Species boundaries are applied under the tree collapse model, which acts as a prior distribution for the species tree. Under this model, samples whose ancestral species time falls below threshold epsilon are collapse into a single species. This is the same model used by STACEY. This model has been further extended to the Yule-skyline collapse model, so that the speciation rate varies through time as a smooth piecewise function (as presented in the BICEPS package).

This model describes how to prepare a BEAST 2 XML file specifying the Yule-skyline collapse model.

The main repository of SPEEDEMON is compatible with BEAST 2.7. With compatability with 2.6, please see the v2.6 branch.

Preparing an XML file using BEAUti

  1. Launch BEAUti

  2. Click on File -> Manage Packages

  3. Install SPEEDEMON

  4. SPEEDEMON can be run on top of StarBeast3 or SNAPPER. This step depends on which data type you will be using

    If using Multilocus sequences (StarBeast3)

    Open the StarBeast3 template and configure your BEAUti session as described in the tutorial here

    If using SNP data (SNAPPER)

    Open the SNAPPER template and configure your BEAUti session as described in the tutorial here (Note OS X users: to uncompress by default the in built archive utility is used which does not seem to recognise the zip format. Open a terminal and cd Downloads followed by unzip snapper-delimitation-tutorial-2021.zip should work though).

  5. Before saving the xml template, open the 'Priors' tab and select the Yule Skyline Collapse model as the species tree prior. Two new prior distributions will appear: for the collapse weight and the birth rate rate. The threshold epsilon can also be adjusted here. The 'Group Count' is the number of epochs in the skyline. This can be set to 1 to attain the birth collapse model. The birth rate of the first epoch is drawn from a Gamma distribution with a shape of 'shape' and a rate of 'birth rate rate'.

The Yule Skyline model (without the species delimitation component) has been described here.

What the XML file looks like

The Yule-skyline collapse model is a tree prior distribution for the species tree.
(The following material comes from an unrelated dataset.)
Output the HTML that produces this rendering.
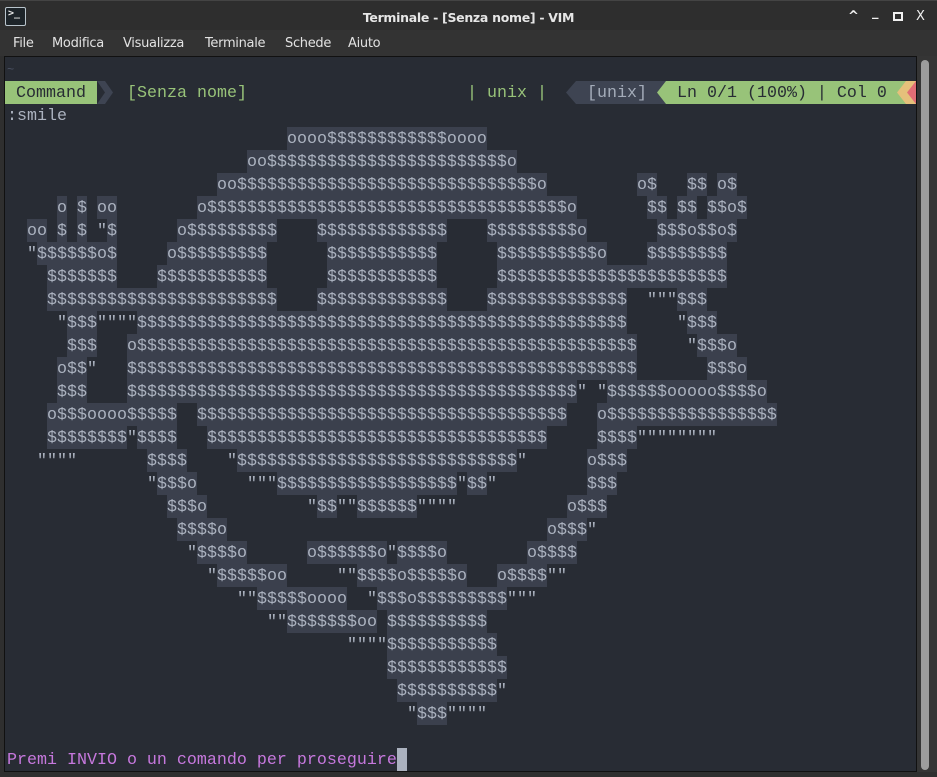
<!DOCTYPE html>
<html><head><meta charset="utf-8"><style>
*{margin:0;padding:0;box-sizing:border-box}
body{width:937px;height:777px;background:#2f2f2f;overflow:hidden;position:relative;font-family:"Liberation Sans","DejaVu Sans",sans-serif}
#title{position:absolute;left:0;top:0;width:937px;height:30px;background:#2e2e2e;border-top:1px solid #444}
#title .t{position:absolute;left:0;width:937px;top:9px;text-align:center;color:#e6e6e6;font-weight:bold;font-size:12.5px;font-family:"DejaVu Sans","Liberation Sans",sans-serif;letter-spacing:-0.3px}
#icon{position:absolute;left:5px;top:6px;width:21px;height:19px;border:1px solid #b8c4cc;border-radius:2px;background:#1d2429;color:#e8e8e8;font:bold 10px "DejaVu Sans Mono",monospace;line-height:12px;padding-left:2px}
.wc{position:absolute;top:6px;color:#f0f0f0;font:bold 13px "DejaVu Sans",sans-serif}
#menu{position:absolute;left:0;top:30px;width:937px;height:26px;background:#333}
#menu span{position:absolute;top:6px;color:#e2e2e2;font-size:13px;font-family:"DejaVu Sans","Liberation Sans",sans-serif;letter-spacing:-0.3px}
#term{position:absolute;left:4px;top:56px;width:913px;height:716px;background:#282c34;border:1px solid #111}
#sb{position:absolute;left:917px;top:56px;width:20px;height:716px;background:#353535}
#sb div{position:absolute;left:4px;top:4px;width:8px;height:710px;background:#9c9c9c;border-radius:4px}
.r{position:absolute;left:0;height:23px;line-height:23px;font-family:"Liberation Mono","DejaVu Sans Mono",monospace;font-size:16.667px;color:#abb2bf;white-space:pre;margin-top:1px}
.r span{position:absolute;top:0;height:23px;padding-top:1px;line-height:23px;left:calc(7px + var(--c)*10px)}
.r span.h{background:#3b404d}
.g{color:#98c379}
</style></head><body>
<div id="title"><div id="icon">&gt;_</div><div class="t">Terminale - [Senza nome] - VIM</div>
<span class="wc" style="left:848px;top:8px">^</span><span class="wc" style="left:872px;top:4px">_</span>
<span class="wc" style="left:893px;top:11px;width:10px;height:9px;border:2px solid #f0f0f0"></span><span class="wc" style="left:916px;top:8px;font-weight:normal">X</span></div>
<div id="menu"><span style="left:13px">File</span><span style="left:52px">Modifica</span><span style="left:123px">Visualizza</span><span style="left:205px">Terminale</span><span style="left:285px">Schede</span><span style="left:348px">Aiuto</span></div>
<div id="term"></div>
<div id="sb"><div></div></div>

<div class="r" style="top:57px;color:#4b5263;font-size:12px"><span style="--c:0">~</span></div>

<!-- statusline -->
<div style="position:absolute;left:5px;top:81px;width:92px;height:23px;background:#98c379"></div>
<svg style="position:absolute;left:97px;top:81px" width="16" height="23"><polygon points="0,0 8,0 16,11.5 8,23 0,23 8,11.5" fill="#3e4452"/></svg>
<div style="position:absolute;left:576px;top:81px;width:90px;height:23px;background:#3e4452"></div>
<svg style="position:absolute;left:566px;top:81px" width="10" height="23"><polygon points="10,0 10,23 0,11.5" fill="#3e4452"/></svg>
<div style="position:absolute;left:666px;top:81px;width:240px;height:23px;background:#98c379"></div>
<svg style="position:absolute;left:657px;top:81px" width="9" height="23"><polygon points="9,0 9,23 0,11.5" fill="#98c379"/></svg>
<div style="position:absolute;left:906px;top:81px;width:10px;height:23px;background:#e5c07b"></div>
<svg style="position:absolute;left:897px;top:81px" width="19" height="23"><polygon points="9,0 9,23 0,11.5" fill="#e5c07b"/><polygon points="19,0 19,23 10,11.5" fill="#e06c75"/></svg>
<div class="r" style="top:80px"><span style="left:16px;color:#282c34">Command</span><span class="g" style="left:127px">[Senza nome]</span><span class="g" style="left:467px">| unix |</span><span style="left:587px;color:#a4acb9">[unix]</span><span style="left:677px;color:#282c34">Ln 0/1 (100%) | Col 0</span></div>
<div class="r" style="top:103px"><span style="--c:0">:smile</span></div>

<div class="r" style="top:126px"><span class="h" style="--c:28">oooo$$$$$$$$$$$$oooo</span></div>
<div class="r" style="top:149px"><span class="h" style="--c:24">oo$$$$$$$$$$$$$$$$$$$$$$$$o</span></div>
<div class="r" style="top:172px"><span class="h" style="--c:21">oo$$$$$$$$$$$$$$$$$$$$$$$$$$$$$$o</span><span class="h" style="--c:63">o$</span><span class="h" style="--c:68">$$</span><span class="h" style="--c:71">o$</span></div>
<div class="r" style="top:195px"><span class="h" style="--c:5">o</span><span class="h" style="--c:7">$</span><span class="h" style="--c:9">oo</span><span class="h" style="--c:19">o$$$$$$$$$$$$$$$$$$$$$$$$$$$$$$$$$$$$o</span><span class="h" style="--c:64">$$</span><span class="h" style="--c:67">$$</span><span class="h" style="--c:70">$$o$</span></div>
<div class="r" style="top:218px"><span class="h" style="--c:2">oo</span><span class="h" style="--c:5">$</span><span class="h" style="--c:7">$</span><span style="--c:9">"</span><span class="h" style="--c:10">$</span><span class="h" style="--c:17">o$$$$$$$$$</span><span class="h" style="--c:31">$$$$$$$$$$$$$</span><span class="h" style="--c:48">$$$$$$$$$o</span><span class="h" style="--c:65">$$$o$$o$</span></div>
<div class="r" style="top:241px"><span style="--c:2">"</span><span class="h" style="--c:3">$$$$$$o$</span><span class="h" style="--c:16">o$$$$$$$$$</span><span class="h" style="--c:32">$$$$$$$$$$$</span><span class="h" style="--c:49">$$$$$$$$$$o</span><span class="h" style="--c:64">$$$$$$$$</span></div>
<div class="r" style="top:264px"><span class="h" style="--c:4">$$$$$$$</span><span class="h" style="--c:15">$$$$$$$$$$$</span><span class="h" style="--c:32">$$$$$$$$$$$</span><span class="h" style="--c:49">$$$$$$$$$$$$$$$$$$$$$$$</span></div>
<div class="r" style="top:287px"><span class="h" style="--c:4">$$$$$$$$$$$$$$$$$$$$$$$</span><span class="h" style="--c:31">$$$$$$$$$$$$$</span><span class="h" style="--c:48">$$$$$$$$$$$$$$</span><span style="--c:64">"""</span><span class="h" style="--c:67">$$$</span></div>
<div class="r" style="top:310px"><span style="--c:5">"</span><span class="h" style="--c:6">$$$</span><span style="--c:9">""""</span><span class="h" style="--c:13">$$$$$$$$$$$$$$$$$$$$$$$$$$$$$$$$$$$$$$$$$$$$$$$$$</span><span style="--c:67">"</span><span class="h" style="--c:68">$$$</span></div>
<div class="r" style="top:333px"><span class="h" style="--c:6">$$$</span><span class="h" style="--c:12">o$$$$$$$$$$$$$$$$$$$$$$$$$$$$$$$$$$$$$$$$$$$$$$$$$$</span><span style="--c:68">"</span><span class="h" style="--c:69">$$$o</span></div>
<div class="r" style="top:356px"><span class="h" style="--c:5">o$$</span><span style="--c:8">"</span><span class="h" style="--c:12">$$$$$$$$$$$$$$$$$$$$$$$$$$$$$$$$$$$$$$$$$$$$$$$$$$$</span><span class="h" style="--c:70">$$$o</span></div>
<div class="r" style="top:379px"><span class="h" style="--c:5">$$$</span><span class="h" style="--c:12">$$$$$$$$$$$$$$$$$$$$$$$$$$$$$$$$$$$$$$$$$$$$$</span><span style="--c:57">"</span><span style="--c:59">"</span><span class="h" style="--c:60">$$$$$$ooooo$$$$o</span></div>
<div class="r" style="top:402px"><span class="h" style="--c:4">o$$$oooo$$$$$</span><span class="h" style="--c:19">$$$$$$$$$$$$$$$$$$$$$$$$$$$$$$$$$$$$$</span><span class="h" style="--c:59">o$$$$$$$$$$$$$$$$$</span></div>
<div class="r" style="top:425px"><span class="h" style="--c:4">$$$$$$$$</span><span style="--c:12">"</span><span class="h" style="--c:13">$$$$</span><span class="h" style="--c:20">$$$$$$$$$$$$$$$$$$$$$$$$$$$$$$$$$$</span><span class="h" style="--c:59">$$$$</span><span style="--c:63">""""""""</span></div>
<div class="r" style="top:448px"><span style="--c:3">""""</span><span class="h" style="--c:14">$$$$</span><span style="--c:22">"</span><span class="h" style="--c:23">$$$$$$$$$$$$$$$$$$$$$$$$$$$$</span><span style="--c:51">"</span><span class="h" style="--c:58">o$$$</span></div>
<div class="r" style="top:471px"><span style="--c:14">"</span><span class="h" style="--c:15">$$$o</span><span style="--c:24">"""</span><span class="h" style="--c:27">$$$$$$$$$$$$$$$$$$</span><span style="--c:45">"</span><span class="h" style="--c:46">$$</span><span style="--c:48">"</span><span class="h" style="--c:58">$$$</span></div>
<div class="r" style="top:494px"><span class="h" style="--c:16">$$$o</span><span style="--c:30">"</span><span class="h" style="--c:31">$$</span><span style="--c:33">""</span><span class="h" style="--c:35">$$$$$$</span><span style="--c:41">""""</span><span class="h" style="--c:56">o$$$</span></div>
<div class="r" style="top:517px"><span class="h" style="--c:17">$$$$o</span><span class="h" style="--c:54">o$$$</span><span style="--c:58">"</span></div>
<div class="r" style="top:540px"><span style="--c:18">"</span><span class="h" style="--c:19">$$$$o</span><span class="h" style="--c:30">o$$$$$$o</span><span style="--c:38">"</span><span class="h" style="--c:39">$$$$o</span><span class="h" style="--c:52">o$$$$</span></div>
<div class="r" style="top:563px"><span style="--c:20">"</span><span class="h" style="--c:21">$$$$$oo</span><span style="--c:33">""</span><span class="h" style="--c:35">$$$$o$$$$$o</span><span class="h" style="--c:49">o$$$$</span><span style="--c:54">""</span></div>
<div class="r" style="top:586px"><span style="--c:23">""</span><span class="h" style="--c:25">$$$$$oooo</span><span style="--c:36">"</span><span class="h" style="--c:37">$$$o$$$$$$$$$</span><span style="--c:50">"""</span></div>
<div class="r" style="top:609px"><span style="--c:26">""</span><span class="h" style="--c:28">$$$$$$$oo</span><span class="h" style="--c:38">$$$$$$$$$$</span></div>
<div class="r" style="top:632px"><span style="--c:34">""""</span><span class="h" style="--c:38">$$$$$$$$$$$</span></div>
<div class="r" style="top:655px"><span class="h" style="--c:38">$$$$$$$$$$$$</span></div>
<div class="r" style="top:678px"><span class="h" style="--c:39">$$$$$$$$$$</span><span style="--c:49">"</span></div>
<div class="r" style="top:701px"><span style="--c:40">"</span><span class="h" style="--c:41">$$$</span><span style="--c:44">""""</span></div>

<div class="r" style="top:747px"><span style="--c:0;color:#c678dd">Premi INVIO o un comando per proseguire</span><span style="--c:39;width:10px;height:23px;background:#abb2bf"></span></div>
</body></html>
For example, a Yule model prior may look like this:

<distribution   id="YuleModel.t:Species" 
				spec="beast.evolution.speciation.YuleModel"  
				tree="@Tree.t:Species" 
				birthDiffRate="@speciationRate.t:Species" />

and this is here replaced with the Yule-skyline collapse prior:

<distribution   id="YuleSkylineCollapse.t:Species" 
				spec="speedemon.YuleSkylineCollapse"  
				tree="@Tree.t:Species" 
				epsilon="1.0E-4" 
				birthRateShape="2" 
				birthRateRate="@YuleSkylineCollapseBirthRateRate.t:Species" 
				weight="@collapseWeight.t:Species" 
				equalEpochs="true" 
				linkedMean="true"  
				groupCount="4" />

There are also MCMC operators and prior distributions for the two new parameters (@YuleSkylineCollapseBirthRateRate.t:Species and @collapseWeight.t:Species) if they are part of the state.

Post-processing

The ClusterTreeSetAnalyser tool can be used to analyse the posterior distribution of species boundaries from a posterior distribution of species trees. This can be run as follows:

/path/to/beast/bin/applauncher ClusterTreeSetAnalyser -trees species.tree -out species.txt -epsilon 1e-4 -burnin 10 

Epsilon should be the same value here that you used during the MCMC step.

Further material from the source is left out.